We’ve had quite a hectic week this week. We’re putting the finishing touches to a high school book we’ve been working on; we’ve been catching up with our email backlog; and on Monday we were inspected as part of our bid to get official accreditation for our summer school programme. Now, official accreditation is crucially important for a small set-up like ours because without it we’re unable to issue the kind of invitation letters that non-EU students need when applying for short-term study visas. We’d been preparing for the inspection for a good few weeks, as it’s a rather bureaucratic process and there was a lot of paperwork that we needed to get ready. In the middle of the meeting, and at the request of the inspector, my colleague Andrew produced a document he’d finished the night before outlining the ways in which we communicate with potential students. Noticing that it hadn’t been spellchecked and contained a few glaring errors, I pointed this out, rolled my eyes and announced that you just can’t get the staff these days!
I should explain at this stage that this is most definitely not because I have any doubts about Andrew’s competence or skills. In fact, quite the opposite is true. He’s one of the most competent people I know and I can’t imagine not working together with him.
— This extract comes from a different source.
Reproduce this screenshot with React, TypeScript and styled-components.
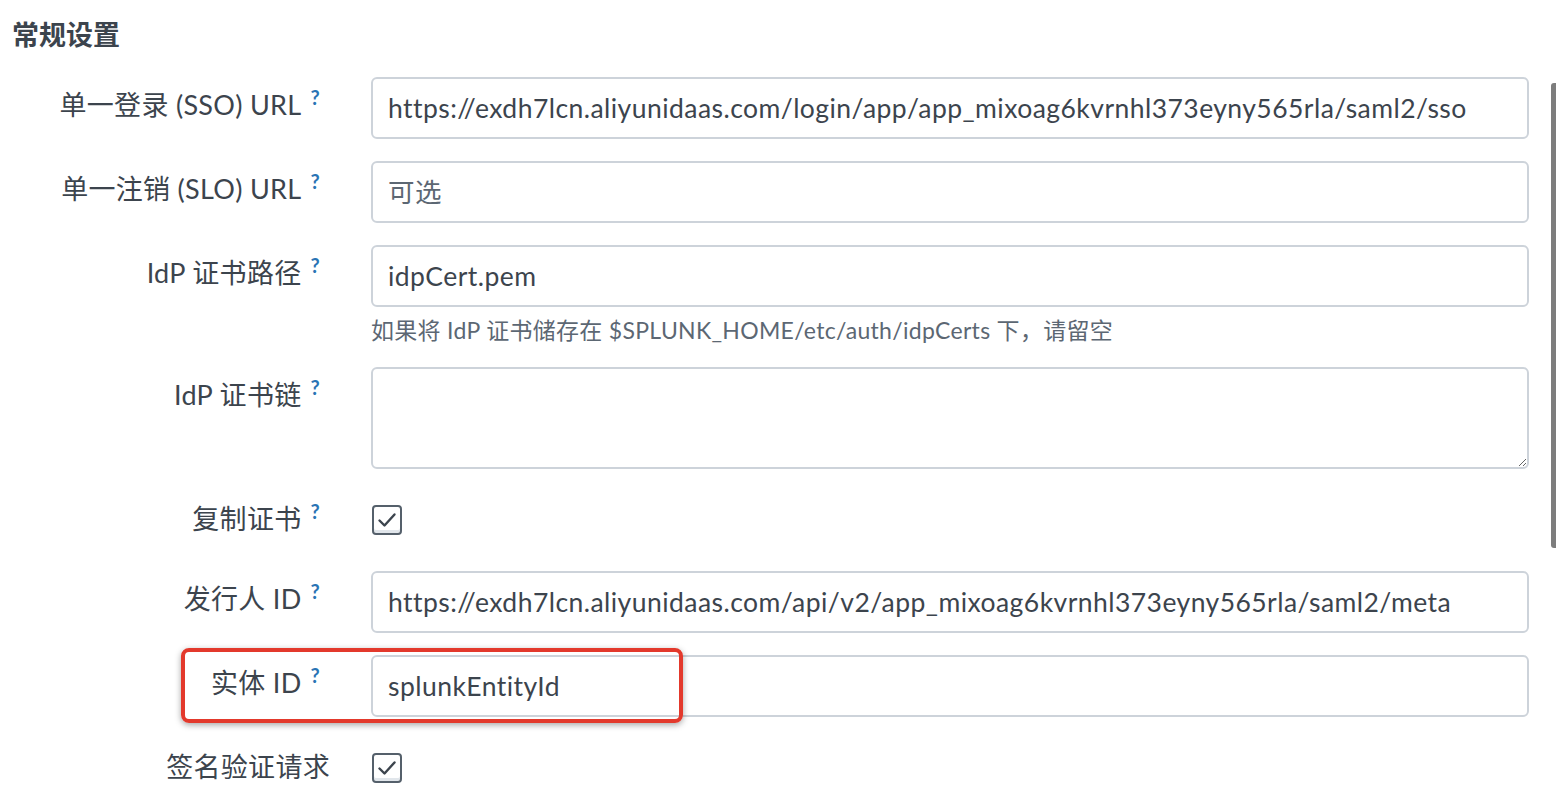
import React from "react";
import styled, { createGlobalStyle } from "styled-components";

const GlobalStyle = createGlobalStyle`
    html, body {
        margin: 0;
        padding: 0;
        background: #ffffff;
    }
    body {
        font-family: Lato, "Noto Sans CJK SC", sans-serif;
        color: #3c444d;
    }
`;

const Page = styled.div`
    position: relative;
    width: 1556px;
    height: 798px;
    overflow: hidden;
    padding: 17px 0 0 12px;
    box-sizing: border-box;
`;

const Title = styled.h2`
    margin: 0 0 25px 0;
    font-size: 27px;
    line-height: 35px;
    font-weight: 700;
    color: #3c444d;
`;

const Form = styled.div`
    display: flex;
    flex-direction: column;
    gap: 22px;
`;

const Row = styled.div`
    position: relative;
    display: flex;
    align-items: flex-start;
`;

const Label = styled.div<{ $bare?: boolean }>`
    width: ${({ $bare }) => ($bare ? "318px" : "308px")};
    margin-right: ${({ $bare }) => ($bare ? "-10px" : "0")};
    flex: none;
    padding-top: 13px;
    font-size: 27px;
    line-height: 30px;
    letter-spacing: 0.3px;
    text-align: right;
    white-space: nowrap;
    color: #3c444d;
`;

const Help = styled.sup`
    margin-left: 9px;
    font-size: 20px;
    font-weight: 700;
    line-height: 0;
    color: #2a74b5;
    vertical-align: 10px;
`;

const Field = styled.div`
    margin-left: 51px;
    width: 1158px;
    display: flex;
    flex-direction: column;
`;

const Input = styled.input`
    box-sizing: border-box;
    width: 100%;
    height: 62px;
    padding: 0 15px;
    border: 2px solid #cdd3da;
    border-radius: 6px;
    font-family: Lato, "Noto Sans CJK SC", sans-serif;
    font-size: 26.5px;
    letter-spacing: 0.45px;
    color: #3c444d;
    background: #fff;
    outline: none;

    &::placeholder {
        color: #5c6773;
    }
`;

const TextArea = styled.textarea`
    box-sizing: border-box;
    width: 100%;
    height: 102px;
    padding: 12px 15px;
    border: 2px solid #cdd3da;
    border-radius: 6px;
    font-family: Lato, "Noto Sans CJK SC", sans-serif;
    font-size: 26px;
    color: #3c444d;
    resize: vertical;
    outline: none;
    display: block;
`;

const HelpText = styled.div`
    margin-top: 8px;
    font-size: 23px;
    line-height: 30px;
    letter-spacing: 0.3px;
    color: #5c6773;
`;

const CheckRow = styled.div`
    height: 58px;
    padding-top: 14px;
    box-sizing: border-box;
    margin-left: 52px;
`;

const Box = styled.span`
    display: flex;
    align-items: center;
    justify-content: center;
    width: 30px;
    height: 30px;
    box-sizing: border-box;
    border: 2px solid #55606b;
    border-radius: 4px;
    background: #fff;
    box-shadow: inset 0 -3px 0 #e1e6eb;
`;

const Highlight = styled.div`
    position: absolute;
    left: 169px;
    top: -7px;
    width: 502px;
    height: 75px;
    box-sizing: border-box;
    border: 4px solid #e3392c;
    border-radius: 8px;
    box-shadow: 0 2px 6px rgba(0, 0, 0, 0.35);
    pointer-events: none;
`;

const ScrollThumb = styled.div`
    position: absolute;
    right: 0;
    top: 83px;
    width: 5px;
    height: 465px;
    border-radius: 3px 0 0 3px;
    background: #7d7d7d;
`;

const Check = () => (
    <Box>
        <svg width="20" height="16" viewBox="0 0 20 16">
            <path d="M2.5 8.5 L7.5 13.5 L17.5 2.5" fill="none" stroke="#3c444d" strokeWidth="2.4" strokeLinecap="round" strokeLinejoin="round" />
        </svg>
    </Box>
);

const FieldLabel: React.FC<{ text: string }> = ({ text }) => (
    <Label>
        {text}
        <Help>?</Help>
    </Label>
);

export default function App() {
    return (
        <>
            <GlobalStyle />
            <Page>
                <Title>常规设置</Title>
                <Form>
                    <Row>
                        <FieldLabel text="单一登录 (SSO) URL" />
                        <Field>
                            <Input readOnly value="https://exdh7lcn.aliyunidaas.com/login/app/app_mixoag6kvrnhl373eyny565rla/saml2/sso" />
                        </Field>
                    </Row>
                    <Row>
                        <FieldLabel text="单一注销 (SLO) URL" />
                        <Field>
                            <Input placeholder="可选" />
                        </Field>
                    </Row>
                    <Row>
                        <FieldLabel text="IdP 证书路径" />
                        <Field>
                            <Input readOnly value="idpCert.pem" />
                            <HelpText>如果将 IdP 证书储存在 $SPLUNK_HOME/etc/auth/idpCerts 下，请留空</HelpText>
                        </Field>
                    </Row>
                    <Row>
                        <FieldLabel text="IdP 证书链" />
                        <Field>
                            <TextArea />
                        </Field>
                    </Row>
                    <Row>
                        <FieldLabel text="复制证书" />
                        <CheckRow>
                            <Check />
                        </CheckRow>
                    </Row>
                    <Row>
                        <FieldLabel text="发行人 ID" />
                        <Field>
                            <Input readOnly value="https://exdh7lcn.aliyunidaas.com/api/v2/app_mixoag6kvrnhl373eyny565rla/saml2/meta" />
                        </Field>
                    </Row>
                    <Row>
                        <FieldLabel text="实体 ID" />
                        <Field>
                            <Input readOnly value="splunkEntityId" />
                        </Field>
                        <Highlight />
                    </Row>
                    <Row>
                        <Label $bare>签名验证请求</Label>
                        <CheckRow>
                            <Check />
                        </CheckRow>
                    </Row>
                </Form>
                <ScrollThumb />
            </Page>
        </>
    );
}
Instead, the phrase is one that’s often jokingly used when little things go wrong – even when no-one is at fault. As with many phrases in everyday use here in England, its roots lie in our awareness of the class system. In the old days, when members of the landed gentry – wealthy land owners who didn’t need to work for a living, and who lived in grand country homes – were entertaining friends and were upset that the knives and forks were laid out wrongly or that the soup wasn’t served at the right temperature, they would (at least in the popular imagination) complain about how hard it was to find decent domestic staff . . . and then presumably go downstairs to where the servants lived and fire a few people! This idea has mutated into the joke we now crack when things go wrong to suggest that the root cause of the problem was the fact that the person responsible wasn’t well trained – even when that person is actually you!
England being England, and the class system still being very much alive and well, the phrase is of course still used by the kind of more traditional right-wing newspapers that cling on to the past. Indeed, a recent Daily Mail article about what life is like for 21st century servants used it in its headline. There was also a recent TV series called ‘You Can’t Get The Staff’, which claimed to provide a “behind-the-scenes look at how the cream of society handle their domestic staff”. However, the phrase is far more frequently used the kind of friendly joking way described above.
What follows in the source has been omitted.